▶ **Dataset section**:
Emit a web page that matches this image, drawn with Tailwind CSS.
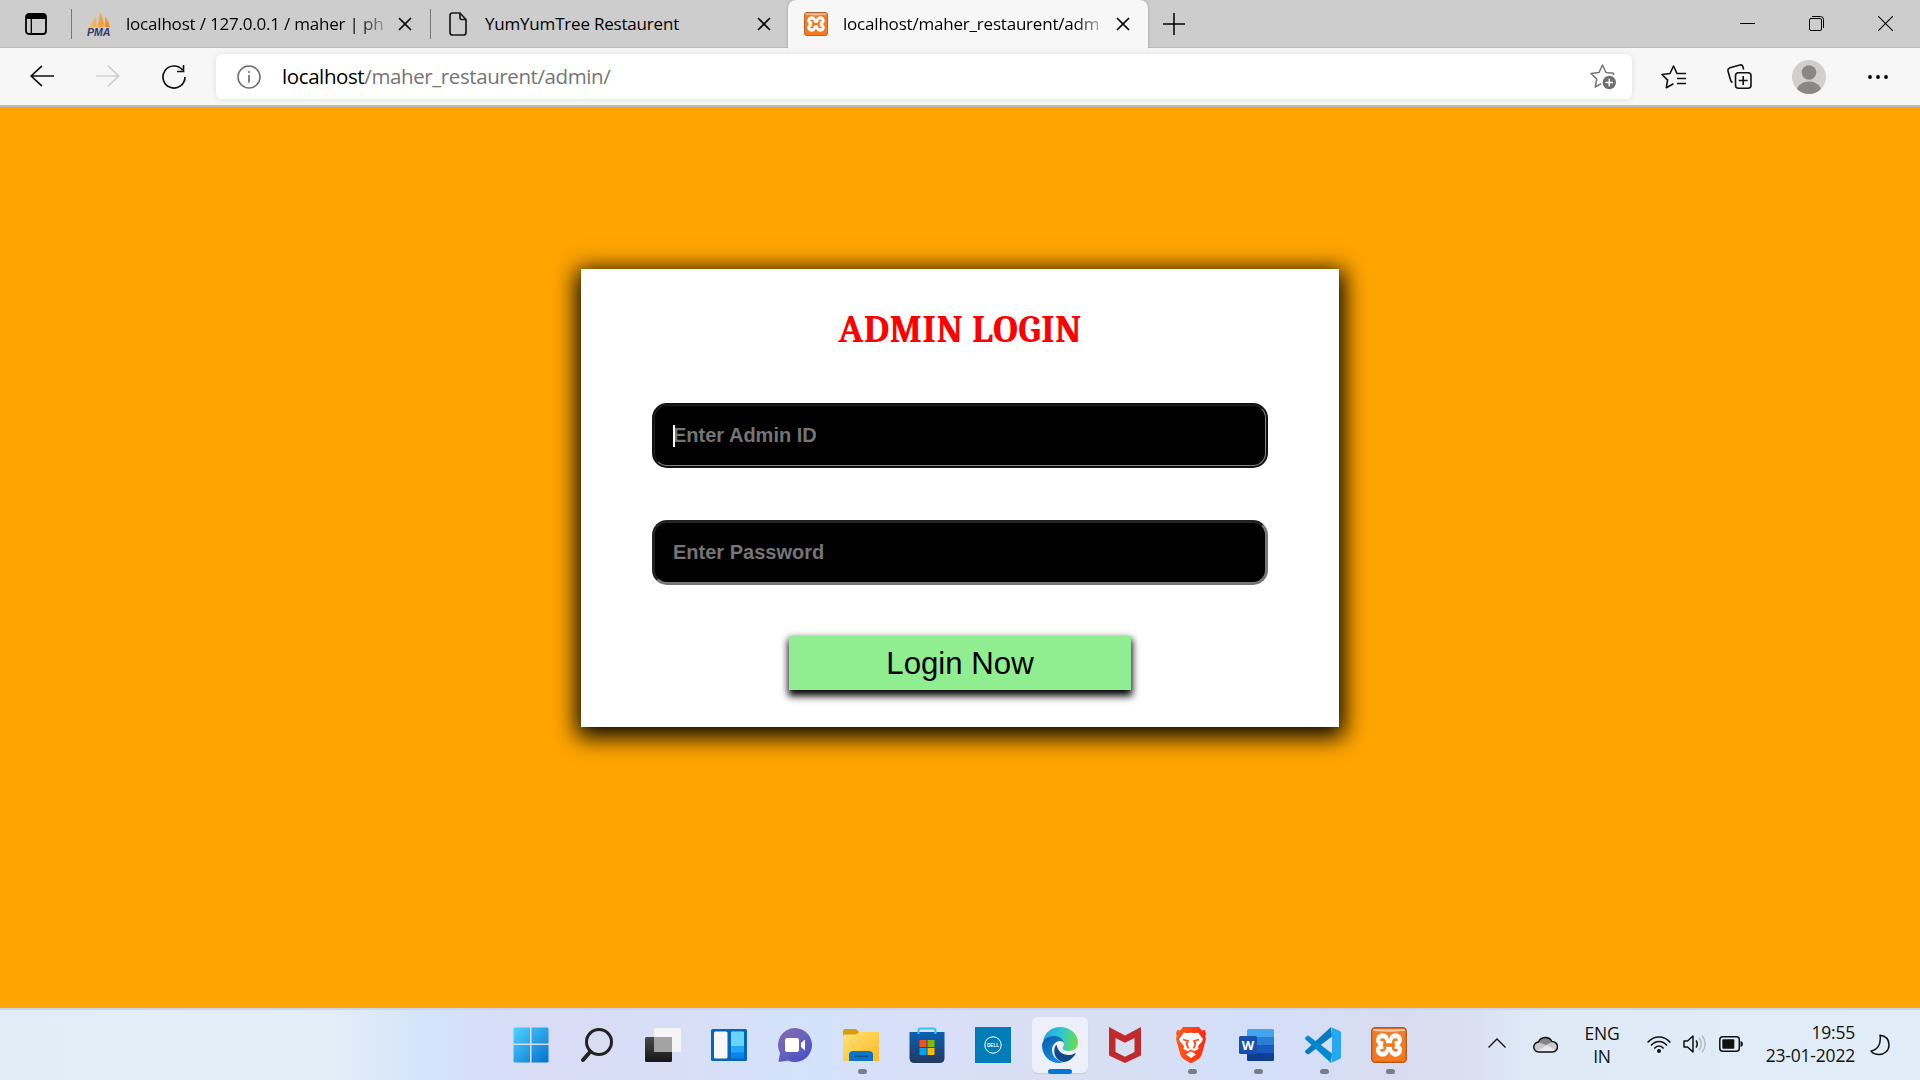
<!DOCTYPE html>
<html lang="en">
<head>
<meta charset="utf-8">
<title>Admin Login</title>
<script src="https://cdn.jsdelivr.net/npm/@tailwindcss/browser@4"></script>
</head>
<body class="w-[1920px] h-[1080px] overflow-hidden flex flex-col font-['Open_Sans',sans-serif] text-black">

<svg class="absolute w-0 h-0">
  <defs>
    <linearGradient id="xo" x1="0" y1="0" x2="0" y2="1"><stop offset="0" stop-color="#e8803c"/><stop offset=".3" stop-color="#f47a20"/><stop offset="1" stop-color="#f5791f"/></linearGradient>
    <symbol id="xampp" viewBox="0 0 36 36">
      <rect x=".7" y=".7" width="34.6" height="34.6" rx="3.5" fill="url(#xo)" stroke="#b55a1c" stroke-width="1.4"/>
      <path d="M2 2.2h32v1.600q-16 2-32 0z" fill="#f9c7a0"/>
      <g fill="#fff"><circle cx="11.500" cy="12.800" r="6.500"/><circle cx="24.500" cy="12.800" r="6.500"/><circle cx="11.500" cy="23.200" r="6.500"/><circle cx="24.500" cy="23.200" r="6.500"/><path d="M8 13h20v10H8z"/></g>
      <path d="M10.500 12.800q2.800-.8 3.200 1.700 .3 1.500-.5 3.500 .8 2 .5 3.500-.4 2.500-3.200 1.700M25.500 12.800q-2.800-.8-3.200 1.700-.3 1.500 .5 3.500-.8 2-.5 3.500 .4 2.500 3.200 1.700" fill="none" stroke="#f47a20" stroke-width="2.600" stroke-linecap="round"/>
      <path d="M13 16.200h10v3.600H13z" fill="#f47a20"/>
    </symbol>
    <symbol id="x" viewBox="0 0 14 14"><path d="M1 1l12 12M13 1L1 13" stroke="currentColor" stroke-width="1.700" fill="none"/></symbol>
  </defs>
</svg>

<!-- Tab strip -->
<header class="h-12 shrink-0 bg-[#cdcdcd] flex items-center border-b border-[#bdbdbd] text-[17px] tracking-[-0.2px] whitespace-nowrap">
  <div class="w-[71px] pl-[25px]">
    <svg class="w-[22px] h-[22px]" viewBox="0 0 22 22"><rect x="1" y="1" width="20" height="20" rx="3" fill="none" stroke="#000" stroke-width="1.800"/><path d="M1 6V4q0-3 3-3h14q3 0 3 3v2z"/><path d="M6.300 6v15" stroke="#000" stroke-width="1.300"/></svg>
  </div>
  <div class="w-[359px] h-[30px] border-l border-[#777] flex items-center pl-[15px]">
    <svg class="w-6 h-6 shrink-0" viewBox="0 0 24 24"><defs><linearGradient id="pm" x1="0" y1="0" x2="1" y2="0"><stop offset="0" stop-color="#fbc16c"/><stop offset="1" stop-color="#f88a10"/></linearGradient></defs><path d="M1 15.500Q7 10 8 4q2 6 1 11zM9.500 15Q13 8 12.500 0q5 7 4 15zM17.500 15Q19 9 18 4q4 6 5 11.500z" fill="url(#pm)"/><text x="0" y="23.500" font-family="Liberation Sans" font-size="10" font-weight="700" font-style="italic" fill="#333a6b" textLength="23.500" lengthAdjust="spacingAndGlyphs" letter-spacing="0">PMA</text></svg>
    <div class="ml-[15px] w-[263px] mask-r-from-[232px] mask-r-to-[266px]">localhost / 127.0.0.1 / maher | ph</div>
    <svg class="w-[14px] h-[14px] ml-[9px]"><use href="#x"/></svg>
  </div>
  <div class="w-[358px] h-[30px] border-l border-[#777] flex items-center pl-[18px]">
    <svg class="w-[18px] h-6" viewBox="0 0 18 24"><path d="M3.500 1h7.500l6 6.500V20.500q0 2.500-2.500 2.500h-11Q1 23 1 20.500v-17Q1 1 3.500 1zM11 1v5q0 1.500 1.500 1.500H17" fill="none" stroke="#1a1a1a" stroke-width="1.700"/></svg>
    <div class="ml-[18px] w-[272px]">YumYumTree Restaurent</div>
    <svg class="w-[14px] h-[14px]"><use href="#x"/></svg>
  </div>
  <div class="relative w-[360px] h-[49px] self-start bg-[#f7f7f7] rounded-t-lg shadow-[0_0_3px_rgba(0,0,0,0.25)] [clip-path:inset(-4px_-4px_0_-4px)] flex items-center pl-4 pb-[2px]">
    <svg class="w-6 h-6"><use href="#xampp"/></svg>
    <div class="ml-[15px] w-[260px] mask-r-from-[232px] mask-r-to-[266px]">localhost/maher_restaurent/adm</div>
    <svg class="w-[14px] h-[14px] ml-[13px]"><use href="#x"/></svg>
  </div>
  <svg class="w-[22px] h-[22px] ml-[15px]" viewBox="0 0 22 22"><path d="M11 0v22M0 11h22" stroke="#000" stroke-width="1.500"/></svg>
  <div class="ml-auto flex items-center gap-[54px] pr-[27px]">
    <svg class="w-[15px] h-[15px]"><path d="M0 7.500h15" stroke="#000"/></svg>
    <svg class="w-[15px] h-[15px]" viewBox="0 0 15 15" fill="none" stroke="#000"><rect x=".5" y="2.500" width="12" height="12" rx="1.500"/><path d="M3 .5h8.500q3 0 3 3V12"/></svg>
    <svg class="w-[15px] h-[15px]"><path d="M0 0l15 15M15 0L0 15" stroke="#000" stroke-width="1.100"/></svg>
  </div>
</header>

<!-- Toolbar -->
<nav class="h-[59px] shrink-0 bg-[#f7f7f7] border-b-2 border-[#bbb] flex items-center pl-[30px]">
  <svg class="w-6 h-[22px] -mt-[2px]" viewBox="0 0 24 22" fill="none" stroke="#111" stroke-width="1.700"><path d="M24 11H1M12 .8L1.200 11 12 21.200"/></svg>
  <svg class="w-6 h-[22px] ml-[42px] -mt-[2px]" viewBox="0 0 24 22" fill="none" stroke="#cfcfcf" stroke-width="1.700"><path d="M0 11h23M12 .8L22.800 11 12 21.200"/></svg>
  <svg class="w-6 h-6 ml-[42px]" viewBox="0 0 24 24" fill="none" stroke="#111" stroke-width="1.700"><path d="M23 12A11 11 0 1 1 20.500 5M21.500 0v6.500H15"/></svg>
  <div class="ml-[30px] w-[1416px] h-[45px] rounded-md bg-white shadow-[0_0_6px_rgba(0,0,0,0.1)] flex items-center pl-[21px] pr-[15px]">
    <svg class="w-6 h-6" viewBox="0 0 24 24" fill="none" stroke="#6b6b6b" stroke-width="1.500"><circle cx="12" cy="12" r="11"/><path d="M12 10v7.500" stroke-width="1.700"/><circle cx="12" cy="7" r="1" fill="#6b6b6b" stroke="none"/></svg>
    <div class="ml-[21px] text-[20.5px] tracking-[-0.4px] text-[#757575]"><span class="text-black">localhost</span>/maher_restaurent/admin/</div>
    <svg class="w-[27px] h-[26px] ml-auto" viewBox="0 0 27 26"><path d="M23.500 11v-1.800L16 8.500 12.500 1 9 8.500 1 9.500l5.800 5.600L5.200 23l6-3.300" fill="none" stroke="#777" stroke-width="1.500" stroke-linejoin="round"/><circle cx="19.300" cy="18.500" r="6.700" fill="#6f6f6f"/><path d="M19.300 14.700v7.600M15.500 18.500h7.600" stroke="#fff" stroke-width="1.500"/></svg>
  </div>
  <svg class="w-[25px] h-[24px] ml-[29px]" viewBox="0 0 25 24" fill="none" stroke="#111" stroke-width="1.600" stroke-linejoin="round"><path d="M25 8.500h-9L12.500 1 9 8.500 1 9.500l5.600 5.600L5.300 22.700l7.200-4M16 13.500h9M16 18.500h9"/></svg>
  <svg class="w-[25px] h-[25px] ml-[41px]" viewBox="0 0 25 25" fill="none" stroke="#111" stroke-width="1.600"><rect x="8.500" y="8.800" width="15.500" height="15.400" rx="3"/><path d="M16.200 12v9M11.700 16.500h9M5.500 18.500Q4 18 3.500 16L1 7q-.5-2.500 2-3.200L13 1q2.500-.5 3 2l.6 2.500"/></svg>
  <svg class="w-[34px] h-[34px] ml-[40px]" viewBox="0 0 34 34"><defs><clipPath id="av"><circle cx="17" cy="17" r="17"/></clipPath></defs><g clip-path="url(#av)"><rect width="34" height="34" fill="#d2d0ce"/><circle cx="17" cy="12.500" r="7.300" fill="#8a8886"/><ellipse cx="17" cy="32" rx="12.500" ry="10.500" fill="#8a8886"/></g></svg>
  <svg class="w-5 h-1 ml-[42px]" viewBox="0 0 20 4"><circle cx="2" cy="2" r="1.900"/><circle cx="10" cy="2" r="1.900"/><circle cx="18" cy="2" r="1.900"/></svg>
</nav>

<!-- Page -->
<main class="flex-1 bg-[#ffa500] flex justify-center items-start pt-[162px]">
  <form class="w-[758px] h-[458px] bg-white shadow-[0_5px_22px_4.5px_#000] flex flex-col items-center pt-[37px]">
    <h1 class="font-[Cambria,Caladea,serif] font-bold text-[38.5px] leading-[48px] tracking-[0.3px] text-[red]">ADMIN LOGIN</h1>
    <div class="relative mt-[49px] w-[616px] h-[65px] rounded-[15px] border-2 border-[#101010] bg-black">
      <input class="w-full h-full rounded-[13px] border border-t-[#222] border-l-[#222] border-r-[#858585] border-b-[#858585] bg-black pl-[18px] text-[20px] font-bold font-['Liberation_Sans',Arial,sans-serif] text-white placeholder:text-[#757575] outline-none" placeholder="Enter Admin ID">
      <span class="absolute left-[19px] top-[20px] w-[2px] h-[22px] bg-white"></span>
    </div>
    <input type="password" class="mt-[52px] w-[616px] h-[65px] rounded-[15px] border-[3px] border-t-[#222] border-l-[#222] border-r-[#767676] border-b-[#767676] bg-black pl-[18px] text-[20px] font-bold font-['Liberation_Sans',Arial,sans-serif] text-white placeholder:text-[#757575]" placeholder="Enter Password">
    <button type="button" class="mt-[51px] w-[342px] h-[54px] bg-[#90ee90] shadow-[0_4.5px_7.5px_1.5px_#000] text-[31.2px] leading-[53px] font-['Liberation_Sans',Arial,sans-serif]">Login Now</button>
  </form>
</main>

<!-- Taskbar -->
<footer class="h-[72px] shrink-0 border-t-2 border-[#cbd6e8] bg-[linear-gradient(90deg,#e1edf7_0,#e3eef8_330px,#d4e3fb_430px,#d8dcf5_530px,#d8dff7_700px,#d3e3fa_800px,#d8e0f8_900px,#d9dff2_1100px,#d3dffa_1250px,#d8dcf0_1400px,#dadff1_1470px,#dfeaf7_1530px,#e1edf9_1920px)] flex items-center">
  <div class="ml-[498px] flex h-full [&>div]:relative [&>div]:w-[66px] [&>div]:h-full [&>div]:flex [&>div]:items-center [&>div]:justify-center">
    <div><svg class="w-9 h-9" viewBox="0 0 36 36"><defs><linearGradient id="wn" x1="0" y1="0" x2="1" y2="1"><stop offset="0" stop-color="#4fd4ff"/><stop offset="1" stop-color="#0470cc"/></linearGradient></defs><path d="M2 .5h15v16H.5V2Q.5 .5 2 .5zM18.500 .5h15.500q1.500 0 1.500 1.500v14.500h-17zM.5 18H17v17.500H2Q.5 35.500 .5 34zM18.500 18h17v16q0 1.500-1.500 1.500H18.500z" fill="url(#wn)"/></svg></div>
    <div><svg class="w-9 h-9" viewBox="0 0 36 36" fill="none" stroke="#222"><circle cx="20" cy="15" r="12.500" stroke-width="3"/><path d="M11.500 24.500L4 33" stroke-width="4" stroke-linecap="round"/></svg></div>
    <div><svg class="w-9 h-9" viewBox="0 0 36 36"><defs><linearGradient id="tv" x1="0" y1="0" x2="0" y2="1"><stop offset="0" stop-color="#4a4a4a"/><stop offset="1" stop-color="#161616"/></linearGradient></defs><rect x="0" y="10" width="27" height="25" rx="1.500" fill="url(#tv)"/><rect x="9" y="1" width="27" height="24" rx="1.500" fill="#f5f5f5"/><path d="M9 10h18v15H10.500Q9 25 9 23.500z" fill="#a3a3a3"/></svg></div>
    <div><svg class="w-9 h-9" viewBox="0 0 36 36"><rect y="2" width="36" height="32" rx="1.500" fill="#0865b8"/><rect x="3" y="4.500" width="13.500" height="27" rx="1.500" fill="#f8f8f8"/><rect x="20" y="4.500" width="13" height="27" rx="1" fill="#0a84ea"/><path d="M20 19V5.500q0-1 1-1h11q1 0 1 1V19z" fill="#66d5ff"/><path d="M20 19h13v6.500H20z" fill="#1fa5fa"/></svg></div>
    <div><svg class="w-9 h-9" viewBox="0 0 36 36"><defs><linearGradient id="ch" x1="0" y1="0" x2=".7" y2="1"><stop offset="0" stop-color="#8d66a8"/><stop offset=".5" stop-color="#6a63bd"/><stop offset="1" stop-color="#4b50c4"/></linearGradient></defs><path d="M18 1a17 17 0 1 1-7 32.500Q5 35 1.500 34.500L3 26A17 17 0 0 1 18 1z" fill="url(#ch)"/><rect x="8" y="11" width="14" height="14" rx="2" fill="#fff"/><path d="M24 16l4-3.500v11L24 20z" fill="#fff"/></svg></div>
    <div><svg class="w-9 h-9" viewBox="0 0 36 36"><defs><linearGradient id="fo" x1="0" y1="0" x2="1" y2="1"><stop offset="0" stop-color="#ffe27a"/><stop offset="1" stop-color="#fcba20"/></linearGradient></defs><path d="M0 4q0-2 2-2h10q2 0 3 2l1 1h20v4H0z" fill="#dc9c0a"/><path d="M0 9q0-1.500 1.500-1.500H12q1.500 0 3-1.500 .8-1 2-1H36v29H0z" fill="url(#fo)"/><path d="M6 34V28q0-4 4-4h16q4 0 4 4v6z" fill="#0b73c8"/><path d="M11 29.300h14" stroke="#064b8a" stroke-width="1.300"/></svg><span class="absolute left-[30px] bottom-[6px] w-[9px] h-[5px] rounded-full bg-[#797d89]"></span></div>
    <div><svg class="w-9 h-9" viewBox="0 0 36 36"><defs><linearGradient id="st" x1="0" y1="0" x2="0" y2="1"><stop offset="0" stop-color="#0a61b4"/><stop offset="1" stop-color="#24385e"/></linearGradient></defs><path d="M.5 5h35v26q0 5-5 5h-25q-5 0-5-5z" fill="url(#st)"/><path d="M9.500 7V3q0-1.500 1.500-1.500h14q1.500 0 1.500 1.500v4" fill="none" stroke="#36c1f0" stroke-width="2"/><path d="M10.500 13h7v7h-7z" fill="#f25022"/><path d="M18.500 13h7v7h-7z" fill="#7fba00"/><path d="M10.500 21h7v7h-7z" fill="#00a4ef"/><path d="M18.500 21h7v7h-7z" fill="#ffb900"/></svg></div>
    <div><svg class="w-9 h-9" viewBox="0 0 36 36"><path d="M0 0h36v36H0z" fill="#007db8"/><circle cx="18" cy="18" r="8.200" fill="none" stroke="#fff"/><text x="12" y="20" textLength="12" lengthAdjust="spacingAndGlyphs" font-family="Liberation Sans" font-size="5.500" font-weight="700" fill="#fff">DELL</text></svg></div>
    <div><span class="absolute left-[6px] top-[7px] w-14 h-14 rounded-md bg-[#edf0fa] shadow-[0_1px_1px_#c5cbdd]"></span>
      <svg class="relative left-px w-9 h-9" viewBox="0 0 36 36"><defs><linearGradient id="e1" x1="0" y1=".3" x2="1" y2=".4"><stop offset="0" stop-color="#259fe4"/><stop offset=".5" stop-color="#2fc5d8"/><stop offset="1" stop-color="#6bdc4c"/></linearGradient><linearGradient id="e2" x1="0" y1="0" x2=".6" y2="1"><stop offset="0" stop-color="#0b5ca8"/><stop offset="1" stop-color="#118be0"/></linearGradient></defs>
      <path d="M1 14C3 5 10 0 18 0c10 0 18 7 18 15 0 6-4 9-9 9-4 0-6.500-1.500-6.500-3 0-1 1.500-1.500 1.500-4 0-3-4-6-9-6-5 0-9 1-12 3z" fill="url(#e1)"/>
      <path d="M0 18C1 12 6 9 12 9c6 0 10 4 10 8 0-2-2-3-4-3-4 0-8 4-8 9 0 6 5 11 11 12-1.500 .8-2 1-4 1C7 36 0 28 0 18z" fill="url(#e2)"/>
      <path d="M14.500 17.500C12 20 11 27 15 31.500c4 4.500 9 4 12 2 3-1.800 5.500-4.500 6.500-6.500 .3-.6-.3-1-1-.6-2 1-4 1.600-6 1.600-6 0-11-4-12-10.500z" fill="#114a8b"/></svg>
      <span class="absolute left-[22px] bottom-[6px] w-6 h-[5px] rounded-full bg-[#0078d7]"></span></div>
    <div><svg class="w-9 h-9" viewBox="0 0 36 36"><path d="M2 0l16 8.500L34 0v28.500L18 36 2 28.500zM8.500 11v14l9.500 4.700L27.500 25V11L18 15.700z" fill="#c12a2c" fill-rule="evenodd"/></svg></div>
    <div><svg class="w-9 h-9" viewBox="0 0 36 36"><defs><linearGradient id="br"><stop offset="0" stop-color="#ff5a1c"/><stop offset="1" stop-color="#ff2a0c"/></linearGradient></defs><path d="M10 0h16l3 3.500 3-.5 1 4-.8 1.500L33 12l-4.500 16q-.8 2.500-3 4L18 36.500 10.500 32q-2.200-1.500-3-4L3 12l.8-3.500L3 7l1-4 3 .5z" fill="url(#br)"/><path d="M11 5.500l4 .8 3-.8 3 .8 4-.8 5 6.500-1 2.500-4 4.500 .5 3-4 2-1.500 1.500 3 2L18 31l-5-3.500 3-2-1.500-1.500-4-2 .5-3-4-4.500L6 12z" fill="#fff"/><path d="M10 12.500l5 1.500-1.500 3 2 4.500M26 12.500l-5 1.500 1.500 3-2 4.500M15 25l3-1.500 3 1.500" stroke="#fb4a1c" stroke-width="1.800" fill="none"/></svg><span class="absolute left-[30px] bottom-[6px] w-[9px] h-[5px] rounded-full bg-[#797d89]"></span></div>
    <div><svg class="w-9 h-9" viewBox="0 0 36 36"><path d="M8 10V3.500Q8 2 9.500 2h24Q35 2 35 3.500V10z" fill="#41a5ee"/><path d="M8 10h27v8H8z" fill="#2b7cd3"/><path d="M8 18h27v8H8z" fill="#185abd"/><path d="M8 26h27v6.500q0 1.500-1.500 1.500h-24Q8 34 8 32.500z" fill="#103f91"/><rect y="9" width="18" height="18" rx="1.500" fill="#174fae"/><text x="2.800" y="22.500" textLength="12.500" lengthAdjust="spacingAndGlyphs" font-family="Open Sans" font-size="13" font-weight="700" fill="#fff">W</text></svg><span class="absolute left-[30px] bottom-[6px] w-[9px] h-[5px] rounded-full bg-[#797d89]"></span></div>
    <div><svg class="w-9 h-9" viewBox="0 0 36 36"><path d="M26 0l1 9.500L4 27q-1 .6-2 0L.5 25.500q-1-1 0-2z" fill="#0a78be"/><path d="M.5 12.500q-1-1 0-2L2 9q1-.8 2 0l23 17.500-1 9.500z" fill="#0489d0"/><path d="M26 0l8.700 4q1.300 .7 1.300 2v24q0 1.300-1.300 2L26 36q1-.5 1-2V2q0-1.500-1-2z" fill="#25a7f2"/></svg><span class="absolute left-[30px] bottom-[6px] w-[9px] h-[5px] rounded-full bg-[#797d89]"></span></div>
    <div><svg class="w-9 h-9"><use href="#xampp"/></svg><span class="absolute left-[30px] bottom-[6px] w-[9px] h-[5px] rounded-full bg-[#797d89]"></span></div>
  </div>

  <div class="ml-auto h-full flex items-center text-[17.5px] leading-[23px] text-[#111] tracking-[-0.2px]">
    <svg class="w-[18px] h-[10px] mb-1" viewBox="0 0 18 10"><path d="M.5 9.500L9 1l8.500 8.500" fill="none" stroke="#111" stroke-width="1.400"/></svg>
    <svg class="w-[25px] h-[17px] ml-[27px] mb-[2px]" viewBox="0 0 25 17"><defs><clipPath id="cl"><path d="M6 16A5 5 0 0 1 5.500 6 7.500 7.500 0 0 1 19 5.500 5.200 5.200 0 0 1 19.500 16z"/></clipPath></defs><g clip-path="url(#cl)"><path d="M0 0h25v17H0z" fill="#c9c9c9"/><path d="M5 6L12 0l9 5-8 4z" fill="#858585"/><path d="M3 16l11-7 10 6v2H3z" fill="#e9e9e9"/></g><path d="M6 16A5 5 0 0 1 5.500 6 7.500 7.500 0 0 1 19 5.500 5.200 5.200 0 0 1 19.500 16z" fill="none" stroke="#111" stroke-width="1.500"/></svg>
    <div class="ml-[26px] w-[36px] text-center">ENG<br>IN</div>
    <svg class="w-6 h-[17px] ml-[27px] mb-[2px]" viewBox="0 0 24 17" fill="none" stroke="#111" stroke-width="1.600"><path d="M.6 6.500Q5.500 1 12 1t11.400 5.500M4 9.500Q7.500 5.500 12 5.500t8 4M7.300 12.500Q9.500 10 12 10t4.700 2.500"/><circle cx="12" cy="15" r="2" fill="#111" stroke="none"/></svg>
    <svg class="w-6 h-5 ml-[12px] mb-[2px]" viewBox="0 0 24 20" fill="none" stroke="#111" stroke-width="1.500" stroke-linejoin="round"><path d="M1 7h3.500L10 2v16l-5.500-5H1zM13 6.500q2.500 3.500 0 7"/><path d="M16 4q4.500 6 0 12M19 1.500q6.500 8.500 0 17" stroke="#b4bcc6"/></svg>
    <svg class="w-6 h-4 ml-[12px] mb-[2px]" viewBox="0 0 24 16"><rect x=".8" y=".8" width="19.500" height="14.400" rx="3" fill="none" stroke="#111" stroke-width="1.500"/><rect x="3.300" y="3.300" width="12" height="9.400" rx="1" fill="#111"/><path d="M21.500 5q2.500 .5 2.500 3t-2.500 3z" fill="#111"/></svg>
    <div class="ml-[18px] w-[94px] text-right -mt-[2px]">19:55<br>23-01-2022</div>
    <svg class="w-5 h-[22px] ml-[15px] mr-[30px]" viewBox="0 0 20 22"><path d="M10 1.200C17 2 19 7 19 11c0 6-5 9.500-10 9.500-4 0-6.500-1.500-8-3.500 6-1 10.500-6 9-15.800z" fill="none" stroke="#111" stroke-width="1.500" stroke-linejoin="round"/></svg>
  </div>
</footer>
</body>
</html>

▶ **Exercise**: Repeat the lines of the listing above verbatim, beginning at its first line and ending at the line containing "h-[1080px] overflow-hidden flex", which is included. Omit pictures.

▶ **Exercise result**:
Emit a web page that matches this image, drawn with Tailwind CSS.
<!DOCTYPE html>
<html lang="en">
<head>
<meta charset="utf-8">
<title>Admin Login</title>
<script src="https://cdn.jsdelivr.net/npm/@tailwindcss/browser@4"></script>
</head>
<body class="w-[1920px] h-[1080px] overflow-hidden flex flex-col font-['Open_Sans',sans-serif] text-black">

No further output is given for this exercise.